IV.   Murraya Koenig
     
IV.   Murraya ("Murraea") Koenig ex Linn. Mant. Pl. 2:554. 1771; nomen conservandum, Regles Intern. ed. 2. 91. 1912. Chalcas L. 1767; Bergera Koen. 1771; Murraya Koen. 1774; Marsana Sonner. 1782.
      Type species.—Murraya exotica L. = M. paniculata.
      Distribution.—India; Indo-China; Thailand; southern China: Hainan; Taiwan; Malay Peninsula; Andaman Islands; Sumatra; Java; Borneo; Philippines; Celebes; New Guinea; New Caledonia; northeastern Australia.
      Common name.—Orange jessamine (or murraya).
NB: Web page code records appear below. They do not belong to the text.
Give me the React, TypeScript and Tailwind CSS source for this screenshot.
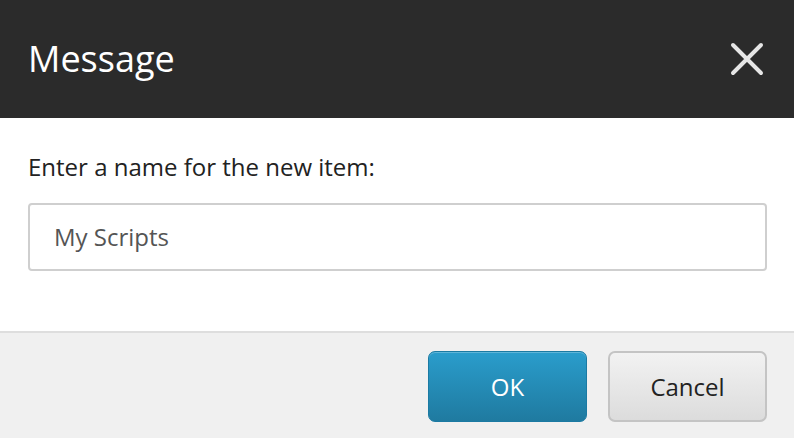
import React from "react";

export default function App() {
  return (
    <div
      className="w-[794px] h-[438px] flex flex-col bg-white overflow-hidden"
      style={{ fontFamily: '"Open Sans", "Liberation Sans", sans-serif' }}
    >
      <div className="h-[118px] shrink-0 bg-[#2b2b2b] flex items-center justify-between pl-[28px] pr-[30px]">
        <h1 className="text-[36px] text-white leading-none">Message</h1>
        <button className="w-[34px] h-[34px] flex items-center justify-center">
          <svg width="34" height="34" viewBox="0 0 34 34">
            <path d="M3 3 L31 31 M31 3 L3 31" stroke="#e6e6e6" strokeWidth="4" strokeLinecap="round" />
          </svg>
        </button>
      </div>
      <div className="flex-1 px-[28px] pt-[33px]">
        <p className="text-[24px] text-[#222] leading-[32px]">Enter a name for the new item:</p>
        <div className="mt-[20px] h-[68px] w-[739px] border-2 border-[#cfcfcf] rounded-[4px] flex items-center pl-[24px]">
          <span className="text-[24px] text-[#555] leading-none">My Scripts</span>
        </div>
      </div>
      <div className="h-[107px] shrink-0 bg-[#f0f0f0] border-t-2 border-[#dedede] flex items-center justify-end gap-[21px] pr-[27px] pt-[2px]">
        <button className="w-[159px] h-[71px] rounded-[7px] border border-[#1b7aa3] bg-gradient-to-b from-[#2a9dcc] to-[#1f7aa0] text-white text-[24px] shadow-[inset_0_1px_0_rgba(255,255,255,0.25)]">
          OK
        </button>
        <button className="w-[159px] h-[71px] rounded-[7px] border-2 border-[#c4c4c4] bg-gradient-to-b from-[#f2f2f2] to-[#dcdcdc] text-[#222] text-[24px]">
          Cancel
        </button>
      </div>
    </div>
  );
}
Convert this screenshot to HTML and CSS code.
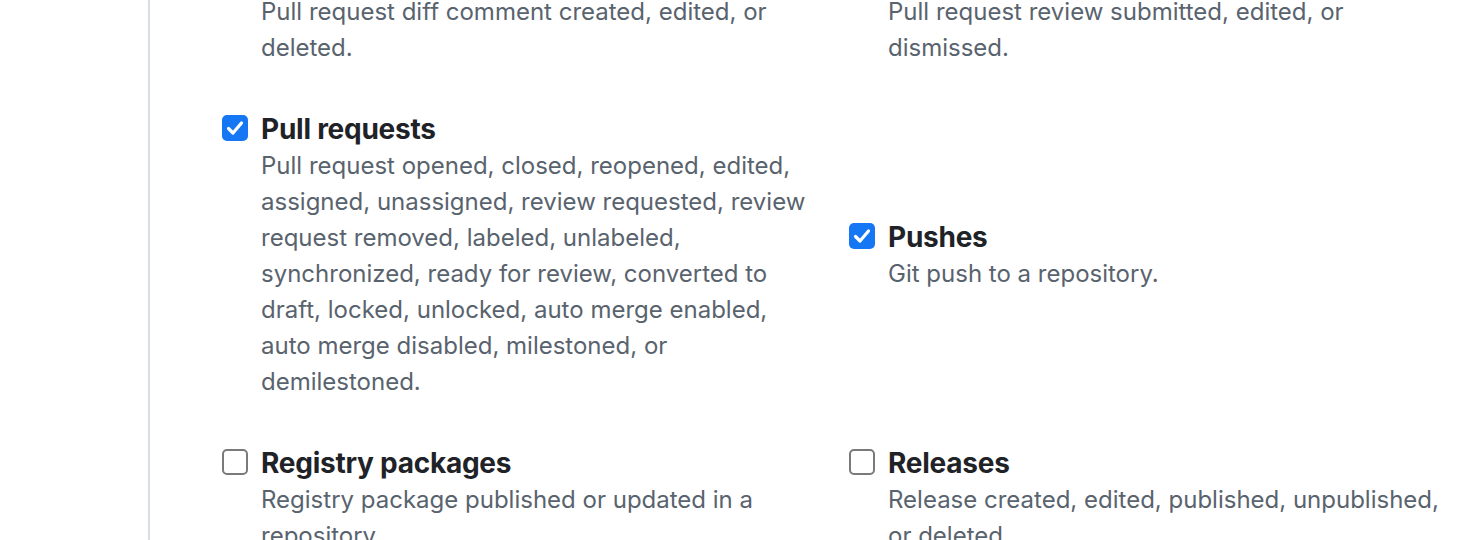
FILE: index.html
```html
<!DOCTYPE html>
<html lang="en">
<head>
<meta charset="utf-8">
<title>Webhook events</title>
<link rel="stylesheet" href="styles.css">
</head>
<body>
<div class="page">
  <div class="main">
    <div class="events">
      <div class="event">
        <span class="box checked"><svg viewBox="0 0 26 26" width="26" height="26"><path d="M6.5 13.5 L11 18 L19.5 8" fill="none" stroke="#fff" stroke-width="3.2" stroke-linecap="round" stroke-linejoin="round"/></svg></span>
        <div class="text">
          <div class="title">Pull request review comments</div>
          <p class="desc">Pull request diff comment created, edited, or deleted.</p>
        </div>
      </div>
      <div class="event">
        <span class="box checked"><svg viewBox="0 0 26 26" width="26" height="26"><path d="M6.5 13.5 L11 18 L19.5 8" fill="none" stroke="#fff" stroke-width="3.2" stroke-linecap="round" stroke-linejoin="round"/></svg></span>
        <div class="text">
          <div class="title">Pull request reviews</div>
          <p class="desc">Pull request review submitted, edited, or dismissed.</p>
        </div>
      </div>
      <div class="event">
        <span class="box checked"><svg viewBox="0 0 26 26" width="26" height="26"><path d="M6.5 13.5 L11 18 L19.5 8" fill="none" stroke="#fff" stroke-width="3.2" stroke-linecap="round" stroke-linejoin="round"/></svg></span>
        <div class="text">
          <div class="title">Pull requests</div>
          <p class="desc">Pull request opened, closed, reopened, edited, assigned, unassigned, review requested, review request removed, labeled, unlabeled, synchronized, ready for review, converted to draft, locked, unlocked, auto merge enabled, auto merge disabled, milestoned, or demilestoned.</p>
        </div>
      </div>
      <div class="event">
        <span class="box checked"><svg viewBox="0 0 26 26" width="26" height="26"><path d="M6.5 13.5 L11 18 L19.5 8" fill="none" stroke="#fff" stroke-width="3.2" stroke-linecap="round" stroke-linejoin="round"/></svg></span>
        <div class="text">
          <div class="title">Pushes</div>
          <p class="desc">Git push to a repository.</p>
        </div>
      </div>
      <div class="event">
        <span class="box"></span>
        <div class="text">
          <div class="title">Registry packages</div>
          <p class="desc">Registry package published or updated in a repository.</p>
        </div>
      </div>
      <div class="event">
        <span class="box"></span>
        <div class="text">
          <div class="title">Releases</div>
          <p class="desc">Release created, edited, published, unpublished, or deleted.</p>
        </div>
      </div>
    </div>
  </div>
</div>
</body>
</html>
```

FILE: styles.css
```css
html, body {
  margin: 0;
  padding: 0;
  background: #ffffff;
}
body {
  font-family: Inter, "Noto Sans", sans-serif;
  height: 540px;
  overflow: hidden;
}
.page {
  padding-left: 148px;
  height: 540px;
}
.main {
  border-left: 2px solid #d8dee4;
  height: 100%;
  padding-left: 72px;
  display: flex;
  flex-direction: column;
}
.events {
  display: grid;
  grid-template-columns: 627px 626px;
  row-gap: 44px;
  align-items: center;
  margin-top: -44px;
}
.event {
  display: flex;
  align-items: flex-start;
  gap: 13px;
}
.box {
  flex: none;
  width: 26px;
  height: 26px;
  box-sizing: border-box;
  margin-top: 5px;
  border-radius: 5px;
  border: 2px solid #7a7a7a;
  background: #fff;
  display: flex;
}
.box.checked {
  border: none;
  background: #1677f5;
}
.text {
  width: 556px;
}
.title {
  padding-top: 1px;
  font-size: 28px;
  line-height: 36px;
  font-weight: 700;
  letter-spacing: -0.25px;
  color: #1f2328;
}
.desc {
  margin: 1px 0 0;
  font-size: 24px;
  line-height: 36px;
  color: #59636e;
}
```
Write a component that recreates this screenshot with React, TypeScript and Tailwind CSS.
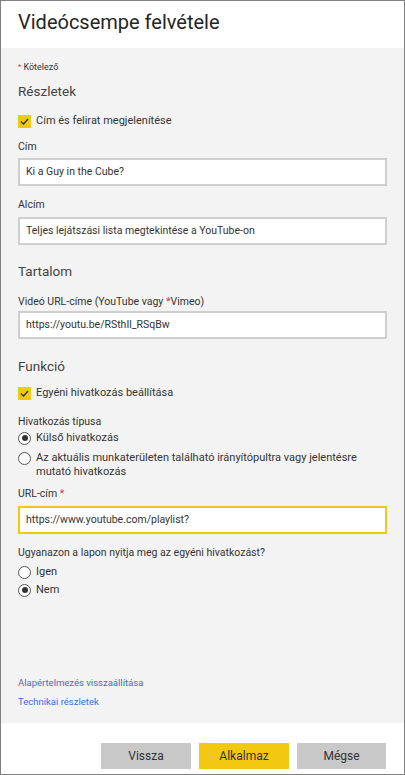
import React from "react";

const font = { fontFamily: "Roboto, 'Liberation Sans', sans-serif" };

function Check({ label }: { label: string }) {
  return (
    <div className="flex items-center h-[16px]">
      <div className="w-[13px] h-[13px] bg-[#f2c811] flex items-center justify-center">
        <svg width="9" height="7" viewBox="0 0 9 7">
          <path d="M1 3.5 L3.5 6 L8 1" fill="none" stroke="#333" strokeWidth="1.4" />
        </svg>
      </div>
      <span className="ml-[5px] text-[11px] text-[#333]">{label}</span>
    </div>
  );
}

function Radio({ checked, children, lh = "leading-[16px]" }: { checked?: boolean; children: React.ReactNode; lh?: string }) {
  return (
    <div className="flex items-start">
      <div className={"w-[13px] h-[13px] rounded-full border border-[#555] bg-white flex items-center justify-center shrink-0 " + (lh === "leading-[16px]" ? "mt-[1.5px]" : "mt-[0.5px]")}>
        {checked && <div className="w-[6px] h-[6px] rounded-full bg-[#333]" />}
      </div>
      <span className={"ml-[5px] text-[11px] text-[#333] " + lh}>{children}</span>
    </div>
  );
}

function Label({ children }: { children: React.ReactNode }) {
  return <div className="h-[14px] leading-[14px] text-[10.5px] text-[#333]">{children}</div>;
}

function Input({ value, yellow }: { value: string; yellow?: boolean }) {
  return (
    <div
      className={
        "h-[28px] w-[369px] bg-white border-2 flex items-center pl-[6px] text-[10.5px] text-[#333] " +
        (yellow ? "border-[#f2c811]" : "border-[#cfcfcf]")
      }
    >
      {value}
    </div>
  );
}

function Section({ children }: { children: React.ReactNode }) {
  return <div className="h-[20px] leading-[20px] text-[13.5px] text-[#444]">{children}</div>;
}

export default function App() {
  return (
    <div style={font} className="w-[405px] h-[775px] border border-[#808080] bg-white flex flex-col overflow-hidden">
      <div className="h-[47px] shrink-0 pl-[17px] pt-[6px]">
        <div className="text-[20px] leading-[30px] text-[#252525]">Videócsempe felvétele</div>
      </div>
      <div className="h-[675px] shrink-0 bg-[#f3f3f3] pl-[17px] flex flex-col">
        <div className="mt-[12px] h-[14px] leading-[14px] text-[9px] text-[#333] flex items-center">
          <span className="text-[#d13438] mr-[2px] text-[8px]">*</span>Kötelező
        </div>
        <div className="mt-[7px]">
          <Section>Részletek</Section>
        </div>
        <div className="mt-[12px]">
          <Check label="Cím és felirat megjelenítése" />
        </div>
        <div className="mt-[11px]">
          <Label>Cím</Label>
        </div>
        <div className="mt-[4px]">
          <Input value="Ki a Guy in the Cube?" />
        </div>
        <div className="mt-[12px]">
          <Label>Alcím</Label>
        </div>
        <div className="mt-[5px]">
          <Input value="Teljes lejátszási lista megtekintése a YouTube-on" />
        </div>
        <div className="mt-[16px]">
          <Section>Tartalom</Section>
        </div>
        <div className="mt-[14px]">
          <Label>
            Videó URL-címe (YouTube vagy <span className="text-[#d13438]">*</span>Vimeo)
          </Label>
        </div>
        <div className="mt-[2px]">
          <Input value="https://youtu.be/RSthIl_RSqBw" />
        </div>
        <div className="mt-[17px]">
          <Section>Funkció</Section>
        </div>
        <div className="mt-[9px]">
          <Check label="Egyéni hivatkozás beállítása" />
        </div>
        <div className="mt-[14px]">
          <Label>Hivatkozás típusa</Label>
        </div>
        <div className="mt-[1px]">
          <Radio checked>Külső hivatkozás</Radio>
        </div>
        <div className="mt-[5px] w-[340px]">
          <Radio lh="leading-[14px]">Az aktuális munkaterületen található irányítópultra vagy jelentésre mutató hivatkozás</Radio>
        </div>
        <div className="mt-[8px]">
          <Label>
            URL-cím <span className="text-[#d13438]">*</span>
          </Label>
        </div>
        <div className="mt-[5px]">
          <Input value="https://www.youtube.com/playlist?" yellow />
        </div>
        <div className="mt-[12px]">
          <Label>Ugyanazon a lapon nyitja meg az egyéni hivatkozást?</Label>
        </div>
        <div className="mt-[4px]">
          <Radio>Igen</Radio>
        </div>
        <div className="mt-[2px]">
          <Radio checked>Nem</Radio>
        </div>
        <div className="mt-[78px] h-[14px] leading-[14px] text-[9.5px] text-[#3a6fd8]">Alapértelmezés visszaállítása</div>
        <div className="mt-[5px] h-[14px] leading-[14px] text-[9.5px] text-[#3a6fd8]">Technikai részletek</div>
      </div>
      <div className="flex-1 flex justify-end items-start pt-[20px] pr-[18px] gap-[8px]">
        <button className="w-[90px] h-[26px] bg-[#c8c8c8] text-[12px] text-[#333]">Vissza</button>
        <button className="w-[90px] h-[26px] bg-[#f2c811] text-[12px] text-[#333]">Alkalmaz</button>
        <button className="w-[89px] h-[26px] bg-[#c8c8c8] text-[12px] text-[#333]">Mégse</button>
      </div>
    </div>
  );
}
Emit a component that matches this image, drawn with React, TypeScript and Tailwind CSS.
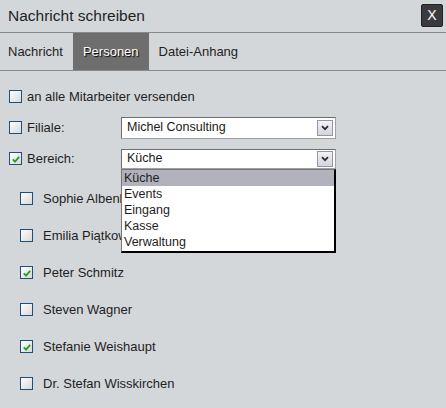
import { useState } from 'react';

const people = [
  { name: 'Sophie Albenberg', checked: false },
  { name: 'Emilia Piątkowska', checked: false },
  { name: 'Peter Schmitz', checked: true },
  { name: 'Steven Wagner', checked: false },
  { name: 'Stefanie Weishaupt', checked: true },
  { name: 'Dr. Stefan Wisskirchen', checked: false },
];

const bereiche = ['Küche', 'Events', 'Eingang', 'Kasse', 'Verwaltung'];

function Checkbox({ checked }: { checked?: boolean }) {
  return (
    <div className="relative w-[13px] h-[13px] shrink-0 border border-[#1f4f7a] bg-gradient-to-br from-white to-[#d8d8d8]">
      {checked && (
        <svg className="absolute left-[2px] top-[3px]" width="8" height="7" viewBox="0 0 8 7">
          <path d="M0.8 3.4 L3 5.6 L7.2 0.8" fill="none" stroke="#23a023" strokeWidth="1.8" />
        </svg>
      )}
    </div>
  );
}

function Select({ value, h }: { value: string; h: string }) {
  return (
    <div className={`w-[215px] ${h} flex items-center justify-between bg-white border border-[#a0a0a0] border-t-[#6e6e6e] border-l-[#6e6e6e] pl-[5px] pr-[2px]`}>
      <span className="text-[12.5px] text-[#1a1a1a]">{value}</span>
      <div className="w-[16px] h-[16px] flex items-center justify-center border border-[#9494ac] bg-gradient-to-b from-[#f2f2f7] to-[#d4d4de]">
        <svg width="8" height="6" viewBox="0 0 8 6">
          <path d="M1 1.2 L4 4.2 L7 1.2" fill="none" stroke="#2a2a2a" strokeWidth="1.7" />
        </svg>
      </div>
    </div>
  );
}

export default function App() {
  const [tab] = useState('Personen');

  return (
    <div className="w-[446px] h-[408px] bg-[#d4d7da] text-[#1e1e1e] overflow-hidden" style={{ fontFamily: '"Liberation Sans", Arial, sans-serif' }}>
      <div className="h-[33px] flex items-center justify-between pl-[8px] pr-[3px] border-b border-[#8a8a8a]">
        <span className="text-[15.5px] text-[#1e1e1e]">Nachricht schreiben</span>
        <button className="w-[22px] h-[23px] mb-[2px] flex items-center justify-center bg-[#3b3b3f] border border-[#222] rounded-[2px] text-white text-[14px]">
          X
        </button>
      </div>

      <div className="h-[38px] flex border-b border-[#8a8a8a]">
        {['Nachricht', 'Personen', 'Datei-Anhang'].map((t, i) => (
          <div
            key={t}
            className={`flex items-center text-[13px] ${i === 0 ? 'pl-[8px] pr-[10px]' : 'px-[10px]'} ${
              tab === t ? 'bg-[#6e6e6e] text-white [text-shadow:1px_1px_1px_#000]' : 'text-[#1e1e1e]'
            }`}
          >
            {t}
          </div>
        ))}
      </div>

      <div className="pt-[10px] pl-[9px] text-[13px]">
        <div className="h-[31px] flex items-center gap-[5px]">
          <Checkbox />
          <span>an alle Mitarbeiter versenden</span>
        </div>
        <div className="h-[31px] flex items-center">
          <div className="w-[112px] flex items-center gap-[5px]">
            <Checkbox />
            <span>Filiale:</span>
          </div>
          <Select value="Michel Consulting" h="h-[22px]" />
        </div>
        <div className="h-[31px] flex items-center">
          <div className="w-[112px] flex items-center gap-[5px]">
            <Checkbox checked />
            <span>Bereich:</span>
          </div>
          <div className="relative">
            <Select value="Küche" h="h-[20px]" />
            <div className="absolute left-0 top-[20px] w-[215px] z-10 bg-white border border-[#777] border-r-2 border-b-2 border-r-black border-b-black pb-[1px]">
              {bereiche.map((b, i) => (
                <div
                  key={b}
                  className={`h-[16px] leading-[16px] pl-[2px] text-[12.5px] ${i === 0 ? 'bg-[#b2b2bd]' : ''}`}
                >
                  {b}
                </div>
              ))}
            </div>
          </div>
        </div>

        <div className="mt-[6px] pl-[11px]">
          {people.map((p) => (
            <div key={p.name} className="h-[37px] flex items-center gap-[10px]">
              <Checkbox checked={p.checked} />
              <span>{p.name}</span>
            </div>
          ))}
        </div>
      </div>
    </div>
  );
}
      Unarmed trees with odd-pinnate leaves with alternate leaflets; inflorescences, rather large panicles, either axillary or terminal; flower buds cylindrical or long-ovoid; flowers rather large, 5-merous; calyx of 5 ovate or lanceolate sepals united at the base or only in the lower third; petals 5, rather large, lanceolate or linear, imbricate; stamens 10, free, elongate, filaments flattened in some species, anthers small, broadly elliptic or oval; disk annular, cushion-shaped or cylindrical, short; ovary ovoid, with 2-5 locules, each with 2 (or 1) superimposed or almost collateral ovules; style rather long and slender, finally falling off, stigma capitate; fruit a small berry, ovoid or subglobose, with mucilaginous pulp; seeds medium-sized, with a thin testa, cotyledons plano-convex.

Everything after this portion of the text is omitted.